Es kommt, wie es in der Unterhaltungsbranche kommen muss: die Frau jenseits der 50 wird aussortiert. Ein extrem blauäugiger Assistenzarzt steckt ihr nach einem Unfall einen Zettel mit einem Tipp zu: eine geheimnisvolle Substanz, die man bestellen und in einem Schließfach abholen kann, sorgt dafür, dass aus dem Rückenmark wie bei einer Alien-Geburt ein jüngeres Ich hervorquillt: sexy, erfolgreich, begehrenswert ist diese Sue (Margaret Qualley). Sie verkörpert alles, was Elizabeth mal war und krampfhaft zurückerobern wollte.
Sieben Tage lang darf die junge Schöne die Welt erobern, dann hat die Ur-Matrix ihr ebenso langes Comeback. Das Alter ego wird mit Hilfe einer Nährlösung solange im Wachkoma gehalten, nach exakt einer Woche ist der Tausch fällig. Diese Balance wird von Sue nicht eingehalten, sie überzieht und betreibt Raubbau an ihrem älteren Ich, bis Demi Moore mit extremem Mut zur Hässlichkeit immer schneller welkt und fast schon komplett entstellt ist.
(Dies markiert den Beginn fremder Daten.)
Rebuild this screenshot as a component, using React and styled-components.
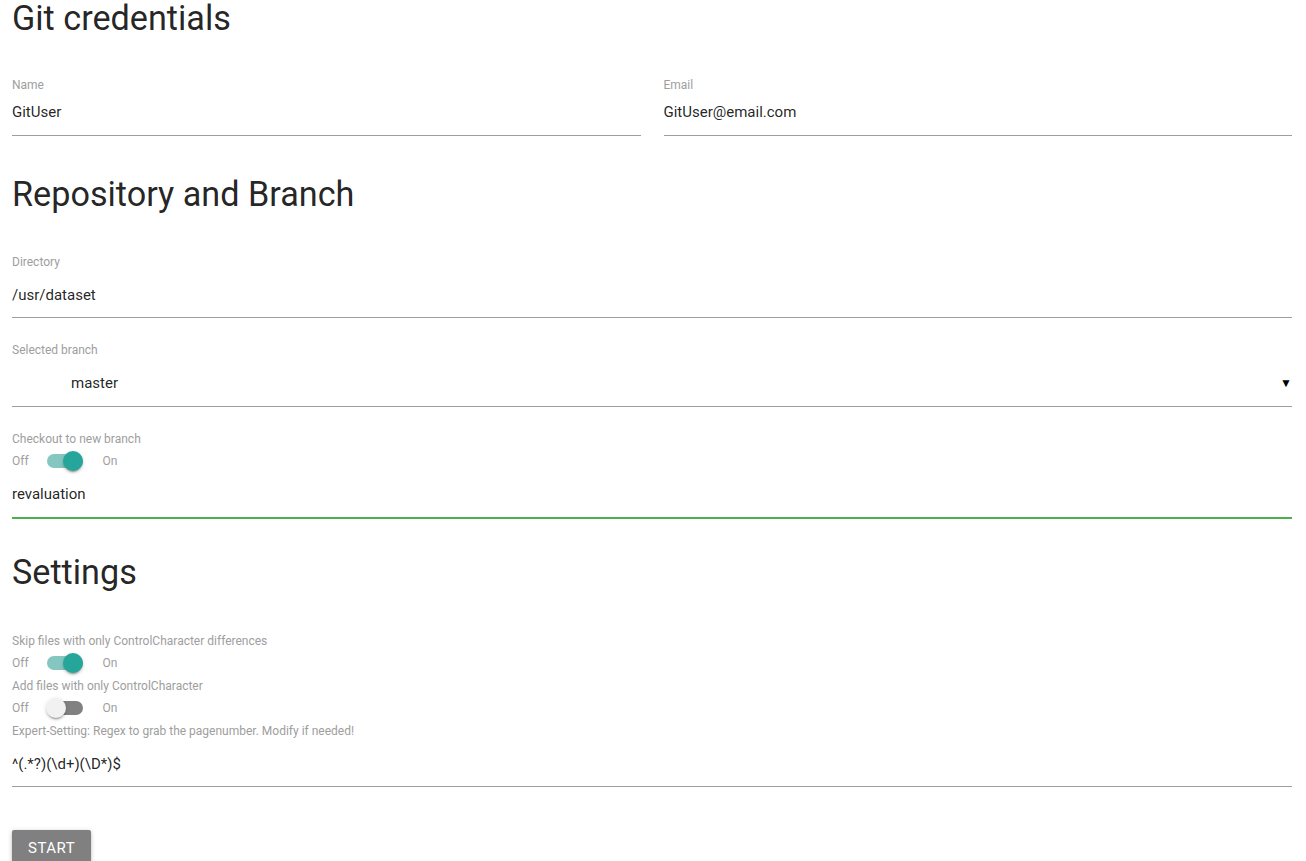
import React from "react";
import styled, { createGlobalStyle } from "styled-components";

const Global = createGlobalStyle`
  html, body { margin: 0; padding: 0; background: #fff; }
  body { font-family: Roboto, "Noto Sans", sans-serif; color: rgba(0,0,0,0.87); }
  * { box-sizing: border-box; }
`;

const Page = styled.div`
  padding: 0 14px 0 12px;
`;

const Heading = styled.h4`
  font-size: 34.2px;
  font-weight: 400;
  line-height: 1.1;
  margin: ${(p) => p.$mt}px 0 0 0;
  color: rgba(0,0,0,0.87);
`;

const Row = styled.div`
  display: grid;
  grid-template-columns: 1fr 1fr;
  column-gap: 23px;
`;

const Field = styled.div`
  margin-top: ${(p) => p.$mt ?? 0}px;
`;

const Label = styled.div`
  font-size: 12px;
  color: #9e9e9e;
  line-height: 14px;
  margin-top: ${(p) => p.$mt ?? 0}px;
`;

const Value = styled.div`
  font-size: 15px;
  line-height: 20px;
  padding: ${(p) => p.$pt ?? 16}px 0 ${(p) => p.$pb ?? 13}px ${(p) => p.$indent ?? 0}px;
  border-bottom: 1px solid ${(p) => (p.$valid ? "#4caf50" : "#9e9e9e")};
  box-shadow: ${(p) => (p.$valid ? "0 1px 0 0 #4caf50" : "none")};
  color: rgba(0,0,0,0.87);
  display: flex;
  align-items: center;
  justify-content: space-between;
`;

const Arrow = styled.span`
  font-size: 12px;
  color: #000;
`;

const SwitchRow = styled.div`
  display: flex;
  align-items: center;
  font-size: 12px;
  color: #9e9e9e;
  height: 20px;
  margin-top: 5px;
`;

const Lever = styled.span`
  position: relative;
  display: inline-block;
  width: 36px;
  height: 14px;
  border-radius: 15px;
  margin: 0 20px 0 18px;
  background: ${(p) => (p.$on ? "#84c7c1" : "#818181")};

  &::after {
    content: "";
    position: absolute;
    top: -3px;
    left: ${(p) => (p.$on ? "16px" : "-1px")};
    width: 20px;
    height: 20px;
    border-radius: 50%;
    background: ${(p) => (p.$on ? "#26a69a" : "#f1f1f1")};
    box-shadow: 0 3px 1px -2px rgba(0,0,0,0.2), 0 2px 2px 0 rgba(0,0,0,0.14), 0 1px 5px 0 rgba(0,0,0,0.12);
  }
`;

const Button = styled.button`
  margin-top: 43px;
  height: 36px;
  padding: 0 16px;
  border: none;
  border-radius: 2px;
  background: #808080;
  color: #fff;
  font-family: Roboto, sans-serif;
  font-size: 15px;
  letter-spacing: 0.5px;
  text-transform: uppercase;
  box-shadow: 0 2px 2px 0 rgba(0,0,0,0.14), 0 3px 1px -2px rgba(0,0,0,0.12), 0 1px 5px 0 rgba(0,0,0,0.2);
`;

const Toggle = ({ on }) => (
  <SwitchRow>
    Off
    <Lever $on={on} />
    On
  </SwitchRow>
);

export default function App() {
  return (
    <Page>
      <Global />
      <Heading $mt={0}>Git credentials</Heading>
      <Row>
        <Field $mt={40}>
          <Label>Name</Label>
          <Value $pt={10}>GitUser</Value>
        </Field>
        <Field $mt={40}>
          <Label>Email</Label>
          <Value $pt={10}>GitUser@email.com</Value>
        </Field>
      </Row>
      <Heading $mt={40}>Repository and Branch</Heading>
      <Field $mt={42}>
        <Label>Directory</Label>
        <Value $pt={16} $pb={12}>/usr/dataset</Value>
      </Field>
      <Field $mt={25}>
        <Label>Selected branch</Label>
        <Value $indent={59} $pt={16}>
          <span>master</span>
          <Arrow>▼</Arrow>
        </Value>
      </Field>
      <Field $mt={25}>
        <Label>Checkout to new branch</Label>
        <Toggle on />
        <Value $pt={13} $valid>revaluation</Value>
      </Field>
      <Heading $mt={36}>Settings</Heading>
      <Field $mt={42}>
        <Label>Skip files with only ControlCharacter differences</Label>
        <Toggle on />
        <Label $mt={6}>Add files with only ControlCharacter</Label>
        <Toggle on={false} />
        <Label $mt={6}>Expert-Setting: Regex to grab the pagenumber. Modify if needed!</Label>
        <Value $pt={16} $pb={12}>{"^(.*?)(\\d+)(\\D*)$"}</Value>
      </Field>
      <Button>Start</Button>
    </Page>
  );
}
Immer wenn man glaubt, dass Forgeat nun keine Schippe mehr drauflegen kann, tut sie genau das: die Großeinstellungen im Kampf der beiden Frauen werden immer brutaler und blutiger, bis die große Silvester-Show in ein monströses Splatter-Finale mündet.
„The Substance“ ist herausragendes Genre-Kino über Sexismus, Selbsthass, Selbstverletzung und die vergebliche Jagd nach der ewigen Jugend.
Am 19. September 2024 startete der Film in den deutschen Kinos.